%%

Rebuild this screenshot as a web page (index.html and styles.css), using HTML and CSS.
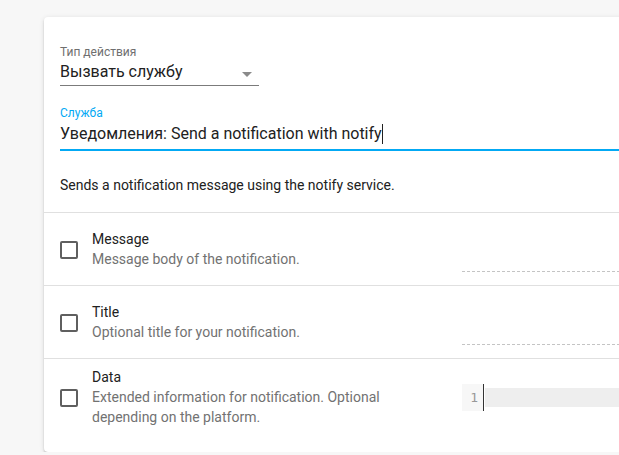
FILE: index.html
```html
<!DOCTYPE html>
<html lang="ru">
<head>
  <meta charset="UTF-8" />
  <meta name="viewport" content="width=device-width, initial-scale=1.0">
  <title>Действие</title>
  <link rel="stylesheet" href="styles.css">
</head>
<body>
  <div class="card">
    <div class="fields">
      <div class="select">
        <div class="label">Тип действия</div>
        <div class="select-value">
          <span>Вызвать службу</span>
          <span class="arrow"></span>
        </div>
      </div>

      <div class="service">
        <div class="label label-active">Служба</div>
        <div class="service-value">Уведомления: Send a notification with notify<span class="caret"></span></div>
      </div>

      <p class="description">Sends a notification message using the notify service.</p>
    </div>

    <div class="row">
      <span class="checkbox"></span>
      <div class="text">
        <div class="name">Message</div>
        <div class="hint">Message body of the notification.</div>
      </div>
      <div class="input-dashed"></div>
    </div>

    <div class="row">
      <span class="checkbox"></span>
      <div class="text">
        <div class="name">Title</div>
        <div class="hint">Optional title for your notification.</div>
      </div>
      <div class="input-dashed"></div>
    </div>

    <div class="row row-data">
      <span class="checkbox"></span>
      <div class="text">
        <div class="name">Data</div>
        <div class="hint">Extended information for notification. Optional depending on the platform.</div>
      </div>
      <div class="editor">
        <div class="gutter">1</div>
        <span class="editor-caret"></span>
        <div class="active-line"></div>
      </div>
    </div>
  </div>
</body>
</html>
```

FILE: styles.css
```css
body {
  margin: 0;
  background: #f7f7f7;
  font-family: Roboto, 'Noto Sans', sans-serif;
  color: #212121;
  overflow: hidden;
}

.card {
  margin: 17px 0 0 44px;
  width: 640px;
  background: #fff;
  border-radius: 4px;
  box-shadow: 0 2px 2px 0 rgba(0, 0, 0, 0.14), 0 1px 5px 0 rgba(0, 0, 0, 0.12), 0 3px 1px -2px rgba(0, 0, 0, 0.2);
}

.fields {
  padding: 28px 16px 17px;
}

.select {
  width: 199px;
}

.label {
  font-size: 12px;
  line-height: 14px;
  color: #6f6f6f;
}

.label-active {
  color: #03a9f4;
}

.select-value {
  display: flex;
  justify-content: space-between;
  align-items: center;
  margin-top: 3px;
  padding-bottom: 3px;
  border-bottom: 1px solid #7b7b7b;
  font-size: 16px;
  line-height: 20px;
}

.arrow {
  width: 0;
  height: 0;
  margin: 4px 7px 0 0;
  border-left: 5px solid transparent;
  border-right: 5px solid transparent;
  border-top: 5px solid #8a8a8a;
}

.service {
  margin-top: 20px;
}

.service-value {
  margin-top: 4px;
  padding-bottom: 5px;
  border-bottom: 2px solid #03a9f4;
  font-size: 16px;
  line-height: 20px;
  white-space: nowrap;
}

.caret {
  display: inline-block;
  width: 1px;
  height: 20px;
  background: #212121;
  vertical-align: top;
}

.description {
  margin: 24px 0 0;
  font-size: 14px;
  line-height: 20px;
}

.row {
  display: flex;
  align-items: center;
  padding: 16px;
  border-top: 1px solid #e0e0e0;
}

.row-data {
  padding-top: 8px;
  padding-bottom: 25px;
}

.checkbox {
  flex: none;
  width: 14px;
  height: 14px;
  margin: 2px 14px 0 0;
  border: 2px solid #5f5f5f;
  border-radius: 2px;
}

.text {
  flex: 0 0 350px;
  margin-right: 20px;
  font-size: 14px;
  line-height: 20px;
}

.hint {
  color: #727272;
}

.input-dashed {
  flex: 1;
  align-self: flex-end;
  height: 40px;
  margin-bottom: -3px;
  background: repeating-linear-gradient(to right, #c4c4c4 0 3px, transparent 3px 5px) left bottom / 100% 1px no-repeat;
}

.editor {
  flex: 1;
  display: flex;
  align-items: center;
  height: 27px;
}

.gutter {
  width: 16px;
  height: 27px;
  padding-right: 5px;
  background: #f7f7f7;
  color: #999;
  font-family: 'DejaVu Sans Mono', monospace;
  font-size: 13px;
  line-height: 27px;
  text-align: right;
}

.editor-caret {
  width: 1px;
  height: 27px;
  margin-right: 1px;
  background: #333;
}

.active-line {
  flex: 1;
  height: 19px;
  background: #eee;
}
```
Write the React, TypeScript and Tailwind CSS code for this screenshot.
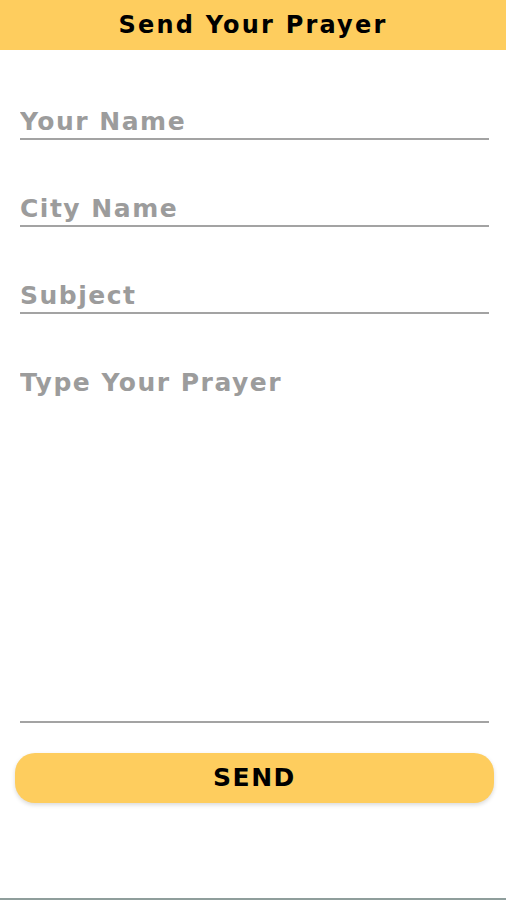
export default function App() {
  const font = { fontFamily: '"DejaVu Sans", "Noto Sans", sans-serif' }
  const field =
    'h-[42px] w-full pt-[6px] border-b-2 border-[#a3a3a3] text-[25px] font-bold tracking-[1.5px] text-[#555] outline-none placeholder:text-[#9c9c9c]'
  return (
    <div className="h-[900px] w-full bg-white flex flex-col border-b-2 border-[#8f9e9c]" style={font}>
      {/* Header */}
      <div className="h-[50px] bg-[#fecd5e] flex items-center justify-center">
        <h1 className="text-[24px] font-bold text-black tracking-[2.2px]">Send Your Prayer</h1>
      </div>

      <div className="pl-[20px] pr-[17px] flex flex-col">
        <input placeholder="Your Name" className={`mt-[48px] ${field}`} />
        <input placeholder="City Name" className={`mt-[45px] ${field}`} />
        <input placeholder="Subject" className={`mt-[45px] ${field}`} />
        <textarea
          placeholder="Type Your Prayer"
          className="mt-[50px] h-[359px] w-full resize-none border-b-2 border-[#a3a3a3] text-[25px] font-bold tracking-[1.5px] text-[#555] outline-none placeholder:text-[#9c9c9c]"
        />
      </div>

      <div className="pl-[15px] pr-[12px] mt-[30px]">
        <button className="w-full h-[50px] rounded-[20px] bg-[#fecd5e] shadow-[0_2px_4px_rgba(0,0,0,0.15)] text-[25px] font-bold tracking-[1.5px] text-black">
          SEND
        </button>
      </div>
    </div>
  )
}
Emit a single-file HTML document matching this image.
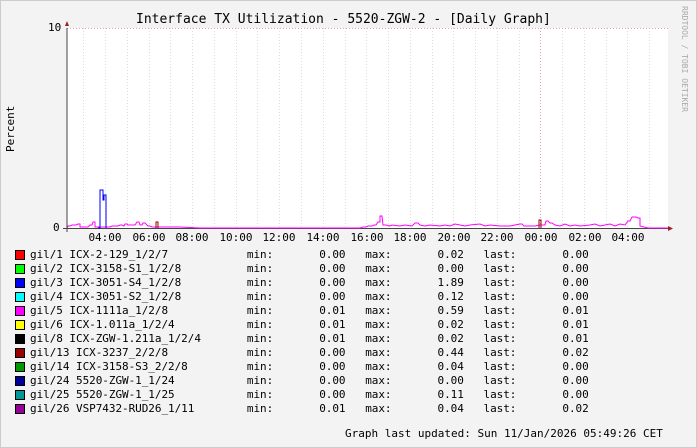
<!DOCTYPE html>
<html><head><meta charset="utf-8"><style>
body{margin:0;width:697px;height:448px;background:#f3f3f3;overflow:hidden;font-family:"DejaVu Sans Mono","Liberation Mono",monospace;color:#000;position:relative}
.t{position:absolute;white-space:pre;font-size:11px}
.x{position:absolute;top:231px;width:40px;margin-left:-20px;text-align:center;font-size:11px}
pre{position:absolute;left:30px;top:248px;margin:0;font-family:"DejaVu Sans Mono","Liberation Mono",monospace;font-size:11px;line-height:14px;letter-spacing:-0.05px}
.sw{position:absolute;left:15px;width:8px;height:8px;border:1px solid #000}
</style></head><body>
<div style="position:absolute;left:0;top:0;width:695px;height:446px;border:1px solid #ccc"></div>
<div class="t" style="left:136px;top:12px;font-size:13px">Interface TX Utilization - 5520-ZGW-2 - [Daily Graph]</div>
<div class="t" style="left:680px;top:6px;font-size:8px;color:#aaa;writing-mode:vertical-rl">RRDTOOL / TOBI OETIKER</div>
<div class="t" style="left:4px;top:152px;transform:rotate(-90deg);transform-origin:left top;">Percent</div>
<svg style="position:absolute;left:0;top:0" width="697" height="448">
<rect x="67" y="28" width="601" height="200" fill="#fff"/>
<g stroke="#ddd" stroke-dasharray="1,2">
<path d="M83.5 28V228M105.5 28V228M127.5 28V228M149.5 28V228M170.5 28V228M192.5 28V228M214.5 28V228M236.5 28V228M257.5 28V228M279.5 28V228M301.5 28V228M323.5 28V228M345.5 28V228M366.5 28V228M388.5 28V228M410.5 28V228M432.5 28V228M453.5 28V228M475.5 28V228M497.5 28V228M519.5 28V228M562.5 28V228M584.5 28V228M606.5 28V228M627.5 28V228M649.5 28V228"/>
</g>
<path d="M540.5 28V228" stroke="#e8a0a0" stroke-dasharray="1,2"/>
<path d="M67 28.5H668" stroke="#e8a0a0" stroke-dasharray="1,2"/>
<path d="M67 228.5H668" stroke="#444"/>
<path d="M67 228L68 226L70 226L72 225L74 225L76 225L78 224L80 224L80 227L82 227L84 227L86 227L88 227L90 225L92 225L93 222L95 222L95 227L100 227L104 227L110 227L112 226L114 226L116 226L118 226L120 225L122 225L124 226L125 224L127 224L128 225L130 225L133 225L135 225L137 222L139 222L140 225L142 225L143 223L145 223L147 225L148 226L150 226L152 227L160 227L170 227L180 227L200 228L360 228L363 227L366 227L368 226L370 226L372 226L374 225L376 225L378 222L380 222L380 216L382 216L383 225L386 225L390 226L392 225L400 226L405 225L412 226L415 223L418 223L420 225L425 226L430 225L440 226L445 225L450 226L455 224L460 225L465 226L470 225L480 224L485 226L490 225L500 226L510 226L515 225L520 224L522 224L524 226L535 226L540 225L545 225L546 221L548 221L550 223L552 223L555 225L560 226L565 224L570 226L575 225L580 226L590 225L595 224L600 226L605 225L610 224L615 226L620 224L625 225L628 221L630 221L632 217L636 217L638 218L640 218L640 226L648 228L668 228" fill="none" stroke="#f0f" stroke-width="1"/>
<path d="M98 228L100 228L100 190L103 190L103 200L104 200L104 195L106 195L106 228" fill="none" stroke="#00f"/>
<path d="M156 228V222H158V228M539 228V220H541V228" fill="none" stroke="#900"/>
<path d="M67 28V232" stroke="#444"/>
<path d="M63 228.5H67" stroke="#444"/>
<path d="M65 26L67 21L69 26Z" fill="#922"/>
<path d="M668 226L673 228.5L668 231Z" fill="#922"/>
</svg>
<div class="t" style="left:48px;top:21px">10</div>
<div class="t" style="left:53px;top:221px">0</div>
<div class="x" style="left:105px">04:00</div>
<div class="x" style="left:149px">06:00</div>
<div class="x" style="left:192px">08:00</div>
<div class="x" style="left:236px">10:00</div>
<div class="x" style="left:279px">12:00</div>
<div class="x" style="left:323px">14:00</div>
<div class="x" style="left:367px">16:00</div>
<div class="x" style="left:410px">18:00</div>
<div class="x" style="left:454px">20:00</div>
<div class="x" style="left:497px">22:00</div>
<div class="x" style="left:541px">00:00</div>
<div class="x" style="left:585px">02:00</div>
<div class="x" style="left:628px">04:00</div>
<div class="sw" style="top:250px;background:#f00"></div>
<div class="sw" style="top:264px;background:#0f0"></div>
<div class="sw" style="top:278px;background:#00f"></div>
<div class="sw" style="top:292px;background:#0ff"></div>
<div class="sw" style="top:306px;background:#f0f"></div>
<div class="sw" style="top:320px;background:#ff0"></div>
<div class="sw" style="top:334px;background:#000"></div>
<div class="sw" style="top:348px;background:#900"></div>
<div class="sw" style="top:362px;background:#090"></div>
<div class="sw" style="top:376px;background:#009"></div>
<div class="sw" style="top:390px;background:#099"></div>
<div class="sw" style="top:404px;background:#909"></div>
<pre>gil/1 ICX-2-129_1/2/7            min:       0.00   max:       0.02   last:       0.00
gil/2 ICX-3158-S1_1/2/8          min:       0.00   max:       0.00   last:       0.00
gil/3 ICX-3051-S4_1/2/8          min:       0.00   max:       1.89   last:       0.00
gil/4 ICX-3051-S2_1/2/8          min:       0.00   max:       0.12   last:       0.00
gil/5 ICX-1111a_1/2/8            min:       0.01   max:       0.59   last:       0.01
gil/6 ICX-1.011a_1/2/4           min:       0.01   max:       0.02   last:       0.01
gil/8 ICX-ZGW-1.211a_1/2/4       min:       0.01   max:       0.02   last:       0.01
gil/13 ICX-3237_2/2/8            min:       0.00   max:       0.44   last:       0.02
gil/14 ICX-3158-S3_2/2/8         min:       0.00   max:       0.04   last:       0.00
gil/24 5520-ZGW-1_1/24           min:       0.00   max:       0.00   last:       0.00
gil/25 5520-ZGW-1_1/25           min:       0.00   max:       0.11   last:       0.00
gil/26 VSP7432-RUD26_1/11        min:       0.01   max:       0.04   last:       0.02</pre>
<div class="t" style="left:345px;top:427px">Graph last updated: Sun 11/Jan/2026 05:49:26 CET</div>
</body></html>
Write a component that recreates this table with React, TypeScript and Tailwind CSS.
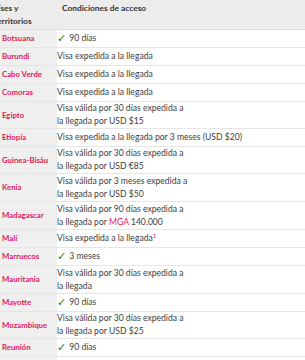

%%

Given problem: Take each line containing the string "TypeScript" and copy it out.

Reply to the task:
Write the React, TypeScript and Tailwind CSS code for this screenshot.
Write a component that recreates this table with React, TypeScript and Tailwind CSS.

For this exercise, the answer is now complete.